## Requirement
Reproduce all the lines exactly as they stand, apart from the pictures.

◇ ◇ ◇ ◇

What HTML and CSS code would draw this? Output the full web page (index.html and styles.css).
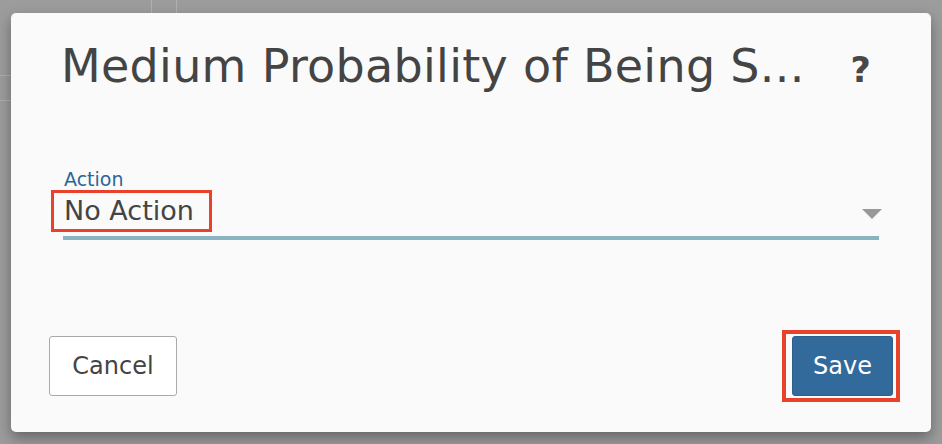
FILE: index.html
```html
<!DOCTYPE html>
<html>
<head>
<meta charset="utf-8">
<link rel="stylesheet" href="styles.css">
</head>
<body>
<div class="backdrop">
  <div class="bg-line v1"></div>
  <div class="bg-line v2"></div>
  <div class="bg-line h1"></div>
  <div class="bg-line h2"></div>
</div>
<div class="dialog">
  <div class="header">
    <h1 class="title">Medium Probability of Being S...</h1>
    <span class="help">?</span>
  </div>
  <div class="body">
    <div class="field">
      <div class="label">Action</div>
      <div class="select">
        <span class="value">No Action</span>
        <span class="caret"></span>
      </div>
    </div>
  </div>
  <div class="footer">
    <button class="btn cancel">Cancel</button>
    <div class="save-wrap"><button class="btn save">Save</button></div>
  </div>
</div>
</body>
</html>
```
FILE: styles.css
```css
html, body {
  margin: 0;
  padding: 0;
}
body {
  width: 942px;
  height: 444px;
  background: #9c9c9c;
  font-family: "DejaVu Sans", "Liberation Sans", sans-serif;
  overflow: hidden;
  position: relative;
  padding-top: 13px;
  box-sizing: border-box;
}
.backdrop {
  position: absolute;
  inset: 0;
}
.bg-line {
  position: absolute;
  background: #b0b0b0;
}
.v1 { left: 151px; top: 0; width: 1px; height: 13px; }
.v2 { left: 176px; top: 0; width: 1px; height: 13px; }
.h1 { left: 0; top: 75px; width: 11px; height: 1px; }
.h2 { left: 0; top: 100px; width: 11px; height: 1px; }

.dialog {
  position: relative;
  margin-left: 11px;
  width: 920px;
  height: 419px;
  background: #fafafa;
  border-radius: 5px;
  box-shadow: 0 6px 14px rgba(0,0,0,0.35);
  display: flex;
  flex-direction: column;
  box-sizing: border-box;
}
.header {
  display: flex;
  align-items: baseline;
  padding: 25px 0 0 50px;
  height: 120px;
  box-sizing: border-box;
}
.title {
  margin: 0;
  font-weight: normal;
  font-size: 46px;
  line-height: 56px;
  color: #444;
  letter-spacing: 0.3px;
}
.help {
  margin-left: 46px;
  font-size: 35px;
  font-weight: bold;
  color: #484848;
}
.body {
  padding: 36px 52px 0 52px;
  height: 200px;
  box-sizing: border-box;
}
.label {
  padding-left: 1px;
  font-size: 19px;
  line-height: 21px;
  color: #2c6698;
}
.select {
  display: flex;
  align-items: center;
  justify-content: space-between;
  border-bottom: 4px solid #8ab2c0;
  padding-bottom: 4px;
  margin-top: 0;
}
.value {
  margin-left: -12px;
  border: 3px solid #e8412c;
  padding: 1px 15px 1px 10px;
  font-size: 27px;
  line-height: 34px;
  color: #444;
}
.caret {
  width: 0;
  height: 0;
  border-left: 10px solid transparent;
  border-right: 10px solid transparent;
  border-top: 10px solid #999;
  margin-right: -3px;
  margin-top: 6px;
}
.footer {
  display: flex;
  justify-content: space-between;
  align-items: center;
  padding: 0 31px 34px 38px;
  height: 99px;
  box-sizing: border-box;
}
.btn {
  font-family: "DejaVu Sans", "Liberation Sans", sans-serif;
  font-size: 24px;
  border-radius: 3px;
  height: 60px;
  cursor: pointer;
}
.cancel {
  width: 128px;
  background: #fff;
  border: 1px solid #aaa;
  color: #444;
}
.save-wrap {
  border: 4px solid #e8412c;
  padding: 2px 3px 2px 6px;
}
.save {
  width: 101px;
  background: #336a9c;
  border: 1px solid #2d5f8c;
  color: #fff;
  display: block;
}
```
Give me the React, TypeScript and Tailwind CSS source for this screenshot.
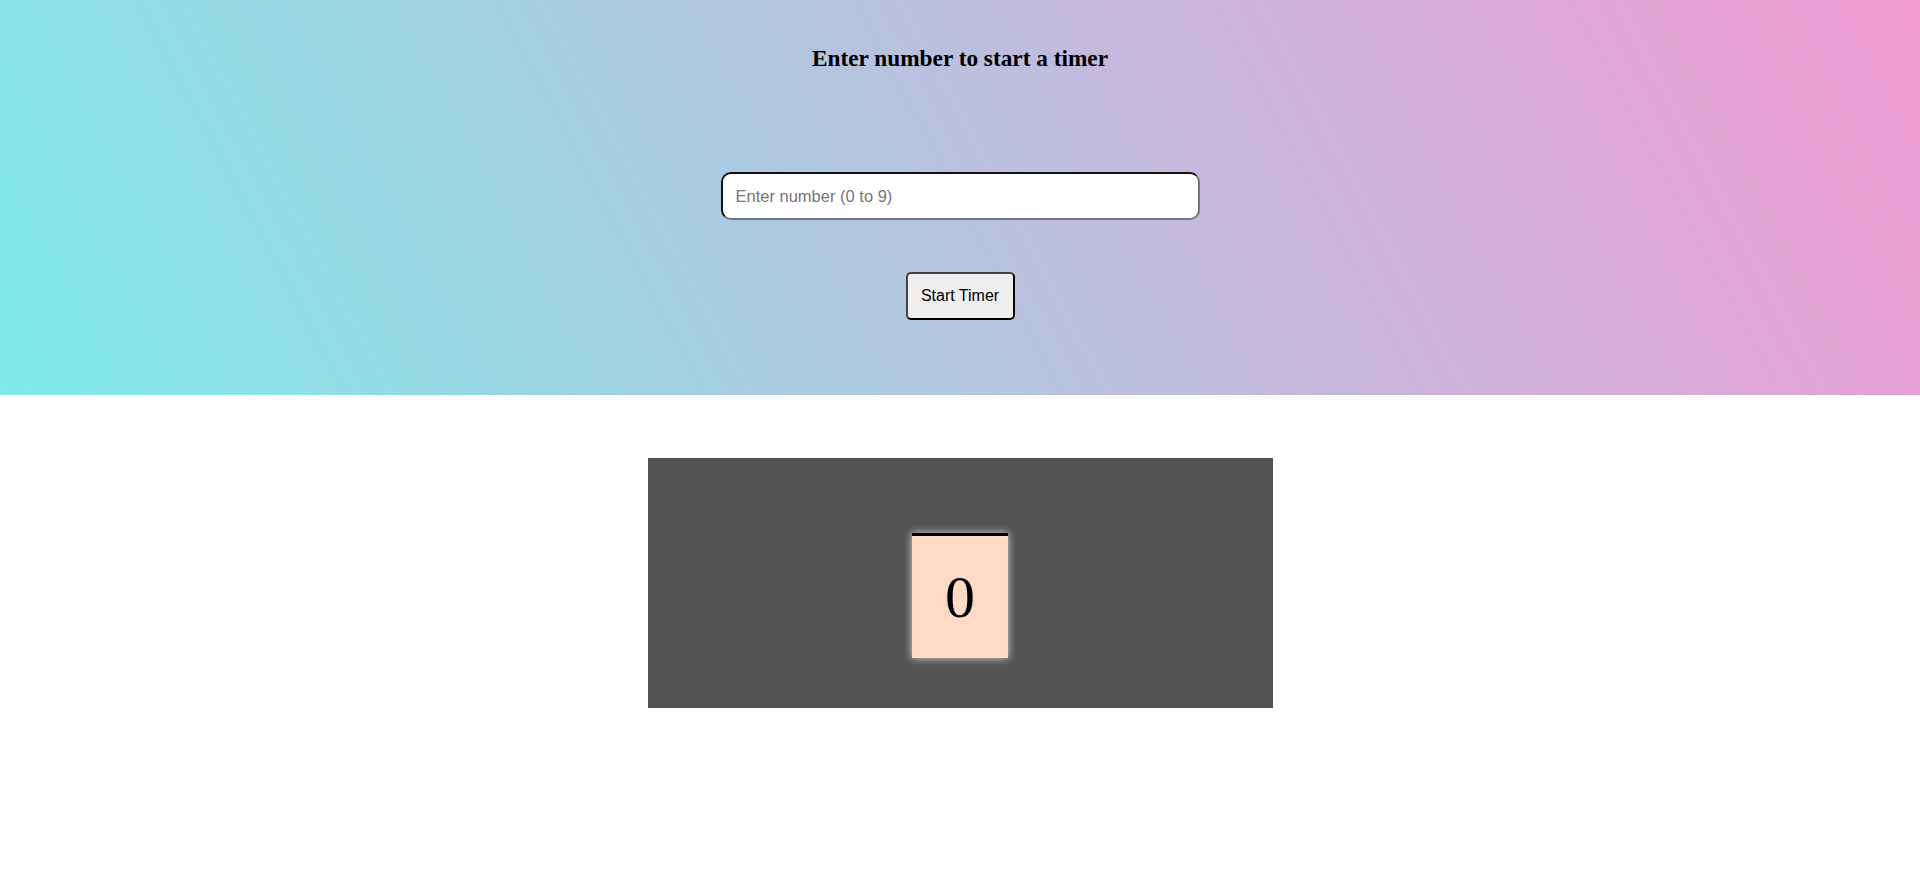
import React, { useState } from "react";

function App() {
  const [value, setValue] = useState<string>("");
  const [count, setCount] = useState<number>(0);

  return (
    <div className="min-h-[871px] bg-white">
      <div className="flex flex-col items-center bg-[linear-gradient(62deg,#7eeaea,#f29ad4)] pt-[45px] pb-[75px]">
        <h3 className="font-['Liberation_Serif',serif] text-[23.3px] leading-[26px] font-bold text-black">
          Enter number to start a timer
        </h3>
        <input
          type="text"
          value={value}
          onChange={(e) => setValue(e.target.value)}
          placeholder="Enter number (0 to 9)"
          className="mt-[101px] h-[48px] w-[479px] rounded-[10px] border-2 border-t-[#111] border-l-[#111] border-r-[#767676] border-b-[#767676] bg-white px-[13px] font-['Liberation_Sans',Arial,sans-serif] text-[16.5px] text-black outline-none placeholder:text-[#757575]"
        />
        <button
          onClick={() => setCount(Math.min(9, Math.max(0, parseInt(value) || 0)))}
          className="mt-[52px] h-[48px] w-[109px] rounded-[5px] border-2 border-t-[#444] border-l-[#444] border-r-black border-b-black bg-[#efefef] font-['Liberation_Sans',Arial,sans-serif] text-[16px] text-black"
        >
          Start Timer
        </button>
      </div>
      <div className="flex justify-center pt-[63px]">
        <div className="flex h-[250px] w-[625px] justify-center bg-[#535353] pt-[75px]">
          <div className="flex h-[125px] w-[96px] items-center justify-center border-t-[3px] border-black bg-[#ffdbc6] shadow-[0_0_8px_rgba(255,255,255,0.8)]">
            <span className="font-['Liberation_Serif',serif] text-[60px] leading-none text-black">
              {count}
            </span>
          </div>
        </div>
      </div>
    </div>
  );
}

export default App;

◇ ◇ ◇ ◇

## Finished task
What HTML and CSS code would draw this? Output the full web page (index.html and styles.css).
FILE: index.html
```html
<!DOCTYPE html>
<html>
<head>
<meta charset="utf-8">
<link rel="stylesheet" href="styles.css">
</head>
<body>
<div class="backdrop">
  <div class="bg-line v1"></div>
  <div class="bg-line v2"></div>
  <div class="bg-line h1"></div>
  <div class="bg-line h2"></div>
</div>
<div class="dialog">
  <div class="header">
    <h1 class="title">Medium Probability of Being S...</h1>
    <span class="help">?</span>
  </div>
  <div class="body">
    <div class="field">
      <div class="label">Action</div>
      <div class="select">
        <span class="value">No Action</span>
        <span class="caret"></span>
      </div>
    </div>
  </div>
  <div class="footer">
    <button class="btn cancel">Cancel</button>
    <div class="save-wrap"><button class="btn save">Save</button></div>
  </div>
</div>
</body>
</html>
```
FILE: styles.css
```css
html, body {
  margin: 0;
  padding: 0;
}
body {
  width: 942px;
  height: 444px;
  background: #9c9c9c;
  font-family: "DejaVu Sans", "Liberation Sans", sans-serif;
  overflow: hidden;
  position: relative;
  padding-top: 13px;
  box-sizing: border-box;
}
.backdrop {
  position: absolute;
  inset: 0;
}
.bg-line {
  position: absolute;
  background: #b0b0b0;
}
.v1 { left: 151px; top: 0; width: 1px; height: 13px; }
.v2 { left: 176px; top: 0; width: 1px; height: 13px; }
.h1 { left: 0; top: 75px; width: 11px; height: 1px; }
.h2 { left: 0; top: 100px; width: 11px; height: 1px; }

.dialog {
  position: relative;
  margin-left: 11px;
  width: 920px;
  height: 419px;
  background: #fafafa;
  border-radius: 5px;
  box-shadow: 0 6px 14px rgba(0,0,0,0.35);
  display: flex;
  flex-direction: column;
  box-sizing: border-box;
}
.header {
  display: flex;
  align-items: baseline;
  padding: 25px 0 0 50px;
  height: 120px;
  box-sizing: border-box;
}
.title {
  margin: 0;
  font-weight: normal;
  font-size: 46px;
  line-height: 56px;
  color: #444;
  letter-spacing: 0.3px;
}
.help {
  margin-left: 46px;
  font-size: 35px;
  font-weight: bold;
  color: #484848;
}
.body {
  padding: 36px 52px 0 52px;
  height: 200px;
  box-sizing: border-box;
}
.label {
  padding-left: 1px;
  font-size: 19px;
  line-height: 21px;
  color: #2c6698;
}
.select {
  display: flex;
  align-items: center;
  justify-content: space-between;
  border-bottom: 4px solid #8ab2c0;
  padding-bottom: 4px;
  margin-top: 0;
}
.value {
  margin-left: -12px;
  border: 3px solid #e8412c;
  padding: 1px 15px 1px 10px;
  font-size: 27px;
  line-height: 34px;
  color: #444;
}
.caret {
  width: 0;
  height: 0;
  border-left: 10px solid transparent;
  border-right: 10px solid transparent;
  border-top: 10px solid #999;
  margin-right: -3px;
  margin-top: 6px;
}
.footer {
  display: flex;
  justify-content: space-between;
  align-items: center;
  padding: 0 31px 34px 38px;
  height: 99px;
  box-sizing: border-box;
}
.btn {
  font-family: "DejaVu Sans", "Liberation Sans", sans-serif;
  font-size: 24px;
  border-radius: 3px;
  height: 60px;
  cursor: pointer;
}
.cancel {
  width: 128px;
  background: #fff;
  border: 1px solid #aaa;
  color: #444;
}
.save-wrap {
  border: 4px solid #e8412c;
  padding: 2px 3px 2px 6px;
}
.save {
  width: 101px;
  background: #336a9c;
  border: 1px solid #2d5f8c;
  color: #fff;
  display: block;
}
```
Give me the React, TypeScript and Tailwind CSS source for this screenshot.
import React, { useState } from "react";

function App() {
  const [value, setValue] = useState<string>("");
  const [count, setCount] = useState<number>(0);

  return (
    <div className="min-h-[871px] bg-white">
      <div className="flex flex-col items-center bg-[linear-gradient(62deg,#7eeaea,#f29ad4)] pt-[45px] pb-[75px]">
        <h3 className="font-['Liberation_Serif',serif] text-[23.3px] leading-[26px] font-bold text-black">
          Enter number to start a timer
        </h3>
        <input
          type="text"
          value={value}
          onChange={(e) => setValue(e.target.value)}
          placeholder="Enter number (0 to 9)"
          className="mt-[101px] h-[48px] w-[479px] rounded-[10px] border-2 border-t-[#111] border-l-[#111] border-r-[#767676] border-b-[#767676] bg-white px-[13px] font-['Liberation_Sans',Arial,sans-serif] text-[16.5px] text-black outline-none placeholder:text-[#757575]"
        />
        <button
          onClick={() => setCount(Math.min(9, Math.max(0, parseInt(value) || 0)))}
          className="mt-[52px] h-[48px] w-[109px] rounded-[5px] border-2 border-t-[#444] border-l-[#444] border-r-black border-b-black bg-[#efefef] font-['Liberation_Sans',Arial,sans-serif] text-[16px] text-black"
        >
          Start Timer
        </button>
      </div>
      <div className="flex justify-center pt-[63px]">
        <div className="flex h-[250px] w-[625px] justify-center bg-[#535353] pt-[75px]">
          <div className="flex h-[125px] w-[96px] items-center justify-center border-t-[3px] border-black bg-[#ffdbc6] shadow-[0_0_8px_rgba(255,255,255,0.8)]">
            <span className="font-['Liberation_Serif',serif] text-[60px] leading-none text-black">
              {count}
            </span>
          </div>
        </div>
      </div>
    </div>
  );
}

export default App;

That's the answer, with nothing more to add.